▶ [Stated problem]
In the listing below, locate the lines that hold the string "full". Copy those lines.

▶ [Information given]
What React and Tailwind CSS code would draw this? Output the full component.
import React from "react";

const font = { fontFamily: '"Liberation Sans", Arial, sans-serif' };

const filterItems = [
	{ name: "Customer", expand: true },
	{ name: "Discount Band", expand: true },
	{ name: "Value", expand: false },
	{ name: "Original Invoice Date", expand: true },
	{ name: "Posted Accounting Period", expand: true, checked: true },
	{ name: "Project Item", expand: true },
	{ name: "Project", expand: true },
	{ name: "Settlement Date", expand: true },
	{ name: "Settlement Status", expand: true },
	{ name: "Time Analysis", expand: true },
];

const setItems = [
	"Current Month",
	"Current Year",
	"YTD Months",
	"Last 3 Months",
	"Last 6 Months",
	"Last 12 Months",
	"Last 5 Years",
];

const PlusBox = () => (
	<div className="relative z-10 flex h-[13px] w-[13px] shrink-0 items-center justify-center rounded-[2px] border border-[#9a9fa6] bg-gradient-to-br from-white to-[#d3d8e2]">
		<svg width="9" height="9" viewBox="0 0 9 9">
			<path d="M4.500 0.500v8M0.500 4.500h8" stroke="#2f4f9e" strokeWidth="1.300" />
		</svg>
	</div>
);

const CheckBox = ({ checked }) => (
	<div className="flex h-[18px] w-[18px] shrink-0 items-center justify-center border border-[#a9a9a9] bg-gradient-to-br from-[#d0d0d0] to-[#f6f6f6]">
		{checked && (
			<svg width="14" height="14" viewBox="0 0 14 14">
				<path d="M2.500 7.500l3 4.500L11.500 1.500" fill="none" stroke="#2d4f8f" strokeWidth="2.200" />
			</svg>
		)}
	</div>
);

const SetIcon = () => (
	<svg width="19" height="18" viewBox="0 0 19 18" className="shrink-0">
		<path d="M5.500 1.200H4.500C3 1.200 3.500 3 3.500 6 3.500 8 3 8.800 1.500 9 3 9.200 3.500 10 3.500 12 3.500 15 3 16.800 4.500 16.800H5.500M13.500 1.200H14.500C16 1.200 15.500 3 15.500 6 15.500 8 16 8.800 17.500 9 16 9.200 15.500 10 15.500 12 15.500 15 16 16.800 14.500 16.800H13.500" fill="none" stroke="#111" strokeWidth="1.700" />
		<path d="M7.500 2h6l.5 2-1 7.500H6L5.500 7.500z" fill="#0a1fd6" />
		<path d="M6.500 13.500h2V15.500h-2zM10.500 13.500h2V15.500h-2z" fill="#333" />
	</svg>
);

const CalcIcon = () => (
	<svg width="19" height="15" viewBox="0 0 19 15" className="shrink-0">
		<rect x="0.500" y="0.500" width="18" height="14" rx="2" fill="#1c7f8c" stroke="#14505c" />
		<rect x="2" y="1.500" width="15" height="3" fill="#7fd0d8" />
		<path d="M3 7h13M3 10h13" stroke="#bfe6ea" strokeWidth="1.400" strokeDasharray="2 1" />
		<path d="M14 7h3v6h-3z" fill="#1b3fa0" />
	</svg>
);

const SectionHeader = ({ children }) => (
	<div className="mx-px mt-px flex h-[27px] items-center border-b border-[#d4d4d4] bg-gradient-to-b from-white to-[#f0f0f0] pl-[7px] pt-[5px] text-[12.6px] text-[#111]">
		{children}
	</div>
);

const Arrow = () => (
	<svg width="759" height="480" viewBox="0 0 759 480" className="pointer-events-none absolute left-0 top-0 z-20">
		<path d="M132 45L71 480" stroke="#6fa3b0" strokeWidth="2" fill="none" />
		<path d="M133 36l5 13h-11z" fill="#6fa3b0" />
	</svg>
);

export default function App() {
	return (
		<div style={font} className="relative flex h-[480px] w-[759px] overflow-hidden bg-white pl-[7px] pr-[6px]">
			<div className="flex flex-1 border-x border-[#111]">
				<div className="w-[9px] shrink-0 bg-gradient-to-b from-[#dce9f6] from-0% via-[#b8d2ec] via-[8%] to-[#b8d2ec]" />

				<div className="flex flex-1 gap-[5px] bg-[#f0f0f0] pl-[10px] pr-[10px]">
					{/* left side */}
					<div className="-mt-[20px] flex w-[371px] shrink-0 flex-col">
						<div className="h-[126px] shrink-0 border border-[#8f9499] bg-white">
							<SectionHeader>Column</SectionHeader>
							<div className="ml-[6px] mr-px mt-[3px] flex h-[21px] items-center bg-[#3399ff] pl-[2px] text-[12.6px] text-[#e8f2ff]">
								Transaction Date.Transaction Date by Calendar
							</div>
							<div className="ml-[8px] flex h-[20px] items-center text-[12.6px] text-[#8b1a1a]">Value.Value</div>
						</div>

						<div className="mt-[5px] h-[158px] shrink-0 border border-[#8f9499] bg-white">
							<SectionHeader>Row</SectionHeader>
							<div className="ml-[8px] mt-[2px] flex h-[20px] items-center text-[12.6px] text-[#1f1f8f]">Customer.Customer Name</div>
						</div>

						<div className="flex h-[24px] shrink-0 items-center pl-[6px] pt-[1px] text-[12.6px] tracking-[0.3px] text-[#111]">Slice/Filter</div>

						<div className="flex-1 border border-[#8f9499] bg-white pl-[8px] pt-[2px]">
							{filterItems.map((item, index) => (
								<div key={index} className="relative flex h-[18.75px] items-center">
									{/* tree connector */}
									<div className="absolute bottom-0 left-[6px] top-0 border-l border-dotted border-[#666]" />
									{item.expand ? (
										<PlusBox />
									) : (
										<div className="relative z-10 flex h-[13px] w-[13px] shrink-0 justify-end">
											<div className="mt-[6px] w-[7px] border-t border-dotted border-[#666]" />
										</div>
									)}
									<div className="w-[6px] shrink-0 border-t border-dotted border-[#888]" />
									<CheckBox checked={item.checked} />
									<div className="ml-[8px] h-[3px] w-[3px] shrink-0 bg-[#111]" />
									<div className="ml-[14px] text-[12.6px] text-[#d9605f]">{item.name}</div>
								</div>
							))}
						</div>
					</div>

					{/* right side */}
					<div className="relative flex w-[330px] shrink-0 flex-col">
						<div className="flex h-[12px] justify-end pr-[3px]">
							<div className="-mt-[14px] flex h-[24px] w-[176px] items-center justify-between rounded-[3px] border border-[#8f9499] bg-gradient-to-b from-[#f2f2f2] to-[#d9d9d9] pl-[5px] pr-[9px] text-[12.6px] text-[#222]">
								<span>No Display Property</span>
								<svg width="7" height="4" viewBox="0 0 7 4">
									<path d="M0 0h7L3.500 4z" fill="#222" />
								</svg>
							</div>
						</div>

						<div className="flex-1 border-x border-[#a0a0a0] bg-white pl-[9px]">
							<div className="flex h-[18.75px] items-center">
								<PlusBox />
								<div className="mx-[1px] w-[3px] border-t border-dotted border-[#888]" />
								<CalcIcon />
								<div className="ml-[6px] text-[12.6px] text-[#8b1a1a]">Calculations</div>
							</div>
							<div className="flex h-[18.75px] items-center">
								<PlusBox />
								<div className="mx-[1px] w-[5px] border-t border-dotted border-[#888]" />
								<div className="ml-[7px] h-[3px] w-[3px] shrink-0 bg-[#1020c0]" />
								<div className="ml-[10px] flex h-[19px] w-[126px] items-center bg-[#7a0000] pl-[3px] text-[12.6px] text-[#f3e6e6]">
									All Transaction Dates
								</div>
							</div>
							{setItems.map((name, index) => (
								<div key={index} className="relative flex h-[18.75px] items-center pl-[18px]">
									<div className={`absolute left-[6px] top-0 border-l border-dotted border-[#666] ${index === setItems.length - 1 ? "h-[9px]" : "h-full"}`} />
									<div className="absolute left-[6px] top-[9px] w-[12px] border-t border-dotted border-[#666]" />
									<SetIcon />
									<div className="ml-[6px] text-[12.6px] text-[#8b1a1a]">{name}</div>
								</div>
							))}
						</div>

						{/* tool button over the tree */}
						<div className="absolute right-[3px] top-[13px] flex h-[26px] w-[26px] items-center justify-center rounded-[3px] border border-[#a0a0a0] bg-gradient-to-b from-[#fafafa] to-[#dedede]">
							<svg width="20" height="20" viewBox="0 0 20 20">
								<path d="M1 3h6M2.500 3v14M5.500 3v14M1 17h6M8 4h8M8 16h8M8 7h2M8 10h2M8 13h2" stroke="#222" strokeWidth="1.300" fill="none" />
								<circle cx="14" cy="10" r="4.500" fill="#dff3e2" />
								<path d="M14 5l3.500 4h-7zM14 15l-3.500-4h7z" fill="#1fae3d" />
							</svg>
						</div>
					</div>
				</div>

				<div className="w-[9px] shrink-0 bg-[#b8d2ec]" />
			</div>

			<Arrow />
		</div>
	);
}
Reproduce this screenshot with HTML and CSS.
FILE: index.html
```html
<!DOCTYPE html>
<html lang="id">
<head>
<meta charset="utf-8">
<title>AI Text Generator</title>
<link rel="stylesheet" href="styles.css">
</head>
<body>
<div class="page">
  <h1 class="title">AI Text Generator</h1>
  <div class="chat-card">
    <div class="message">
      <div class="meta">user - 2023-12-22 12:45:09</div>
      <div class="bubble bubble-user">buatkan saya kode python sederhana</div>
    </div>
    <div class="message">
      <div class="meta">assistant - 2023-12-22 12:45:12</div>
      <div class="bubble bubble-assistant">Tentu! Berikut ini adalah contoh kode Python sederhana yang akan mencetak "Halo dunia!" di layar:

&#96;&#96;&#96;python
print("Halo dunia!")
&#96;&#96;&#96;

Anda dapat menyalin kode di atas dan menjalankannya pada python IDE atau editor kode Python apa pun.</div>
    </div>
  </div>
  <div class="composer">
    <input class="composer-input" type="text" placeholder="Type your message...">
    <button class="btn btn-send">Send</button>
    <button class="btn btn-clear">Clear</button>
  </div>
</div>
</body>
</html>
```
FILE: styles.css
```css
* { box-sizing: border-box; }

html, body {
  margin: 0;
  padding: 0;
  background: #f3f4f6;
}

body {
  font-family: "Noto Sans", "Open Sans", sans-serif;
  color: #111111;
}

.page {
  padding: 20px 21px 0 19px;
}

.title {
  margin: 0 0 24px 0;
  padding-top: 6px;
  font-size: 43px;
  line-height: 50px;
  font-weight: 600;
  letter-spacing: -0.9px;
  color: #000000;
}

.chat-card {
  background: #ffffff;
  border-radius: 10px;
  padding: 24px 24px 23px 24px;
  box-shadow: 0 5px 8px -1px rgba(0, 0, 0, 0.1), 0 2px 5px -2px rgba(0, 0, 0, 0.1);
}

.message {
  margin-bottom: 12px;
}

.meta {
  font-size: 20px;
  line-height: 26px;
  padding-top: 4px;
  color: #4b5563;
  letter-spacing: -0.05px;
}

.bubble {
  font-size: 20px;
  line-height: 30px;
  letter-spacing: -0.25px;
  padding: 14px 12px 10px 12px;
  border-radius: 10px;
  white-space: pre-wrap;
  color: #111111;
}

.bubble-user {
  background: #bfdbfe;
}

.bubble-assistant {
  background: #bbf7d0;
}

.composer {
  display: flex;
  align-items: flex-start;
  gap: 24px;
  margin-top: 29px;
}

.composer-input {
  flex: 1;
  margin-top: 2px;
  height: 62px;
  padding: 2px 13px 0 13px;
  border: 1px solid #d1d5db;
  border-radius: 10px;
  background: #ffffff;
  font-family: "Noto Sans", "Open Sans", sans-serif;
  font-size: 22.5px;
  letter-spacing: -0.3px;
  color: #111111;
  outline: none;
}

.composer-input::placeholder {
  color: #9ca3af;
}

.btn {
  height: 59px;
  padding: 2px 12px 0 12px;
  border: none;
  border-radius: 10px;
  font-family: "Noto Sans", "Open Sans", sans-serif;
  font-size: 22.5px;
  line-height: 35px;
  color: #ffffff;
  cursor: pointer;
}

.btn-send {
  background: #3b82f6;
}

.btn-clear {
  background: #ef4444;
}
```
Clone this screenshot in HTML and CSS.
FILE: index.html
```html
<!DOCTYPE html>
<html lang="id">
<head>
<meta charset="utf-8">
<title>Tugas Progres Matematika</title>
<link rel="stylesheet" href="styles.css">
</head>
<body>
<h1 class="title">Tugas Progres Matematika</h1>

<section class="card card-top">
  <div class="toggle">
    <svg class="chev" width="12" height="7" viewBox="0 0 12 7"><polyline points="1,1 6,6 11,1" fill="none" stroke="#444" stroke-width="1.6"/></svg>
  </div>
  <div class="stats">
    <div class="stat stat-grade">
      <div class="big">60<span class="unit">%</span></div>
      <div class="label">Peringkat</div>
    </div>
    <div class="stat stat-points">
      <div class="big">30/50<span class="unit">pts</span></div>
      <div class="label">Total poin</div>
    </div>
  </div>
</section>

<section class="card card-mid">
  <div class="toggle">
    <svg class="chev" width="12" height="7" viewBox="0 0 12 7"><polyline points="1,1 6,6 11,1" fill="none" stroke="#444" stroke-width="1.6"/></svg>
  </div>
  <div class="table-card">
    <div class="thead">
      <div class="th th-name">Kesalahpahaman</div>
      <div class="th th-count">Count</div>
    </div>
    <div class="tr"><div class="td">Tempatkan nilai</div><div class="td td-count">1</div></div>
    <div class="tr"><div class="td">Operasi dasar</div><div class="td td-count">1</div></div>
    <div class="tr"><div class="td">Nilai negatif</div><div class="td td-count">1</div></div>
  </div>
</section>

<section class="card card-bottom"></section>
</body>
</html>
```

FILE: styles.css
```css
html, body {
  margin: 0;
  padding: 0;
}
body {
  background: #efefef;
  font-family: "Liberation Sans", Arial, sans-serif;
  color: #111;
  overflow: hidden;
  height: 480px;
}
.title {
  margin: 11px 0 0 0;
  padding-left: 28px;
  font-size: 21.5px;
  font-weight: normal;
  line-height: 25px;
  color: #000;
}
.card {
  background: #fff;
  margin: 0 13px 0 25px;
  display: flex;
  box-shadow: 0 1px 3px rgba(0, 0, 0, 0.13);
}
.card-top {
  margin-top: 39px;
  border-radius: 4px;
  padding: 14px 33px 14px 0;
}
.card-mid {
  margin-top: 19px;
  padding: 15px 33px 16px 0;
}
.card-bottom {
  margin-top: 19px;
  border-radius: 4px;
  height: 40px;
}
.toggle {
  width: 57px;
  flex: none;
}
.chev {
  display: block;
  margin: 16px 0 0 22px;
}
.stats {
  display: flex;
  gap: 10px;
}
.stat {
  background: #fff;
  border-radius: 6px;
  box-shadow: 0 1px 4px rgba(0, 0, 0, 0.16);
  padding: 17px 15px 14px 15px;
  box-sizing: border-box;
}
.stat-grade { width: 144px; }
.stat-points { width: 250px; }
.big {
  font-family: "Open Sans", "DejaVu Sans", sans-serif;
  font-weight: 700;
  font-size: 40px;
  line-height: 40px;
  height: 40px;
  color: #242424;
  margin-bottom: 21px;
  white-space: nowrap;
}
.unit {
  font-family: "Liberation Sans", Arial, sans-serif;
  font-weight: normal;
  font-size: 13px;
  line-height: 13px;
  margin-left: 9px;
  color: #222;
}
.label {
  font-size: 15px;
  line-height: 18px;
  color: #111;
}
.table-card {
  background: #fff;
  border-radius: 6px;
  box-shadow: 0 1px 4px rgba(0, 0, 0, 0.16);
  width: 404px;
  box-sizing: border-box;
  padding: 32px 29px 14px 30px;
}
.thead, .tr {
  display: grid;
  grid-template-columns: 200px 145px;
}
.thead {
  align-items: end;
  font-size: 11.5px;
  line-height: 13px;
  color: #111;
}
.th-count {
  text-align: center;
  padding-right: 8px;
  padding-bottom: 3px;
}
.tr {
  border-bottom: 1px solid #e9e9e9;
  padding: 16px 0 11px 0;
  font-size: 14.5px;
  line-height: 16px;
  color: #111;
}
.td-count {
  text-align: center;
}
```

▶ [Expected output]
What React and Tailwind CSS code would draw this? Output the full component.
									<div className={`absolute left-[6px] top-0 border-l border-dotted border-[#666] ${index === setItems.length - 1 ? "h-[9px]" : "h-full"}`} />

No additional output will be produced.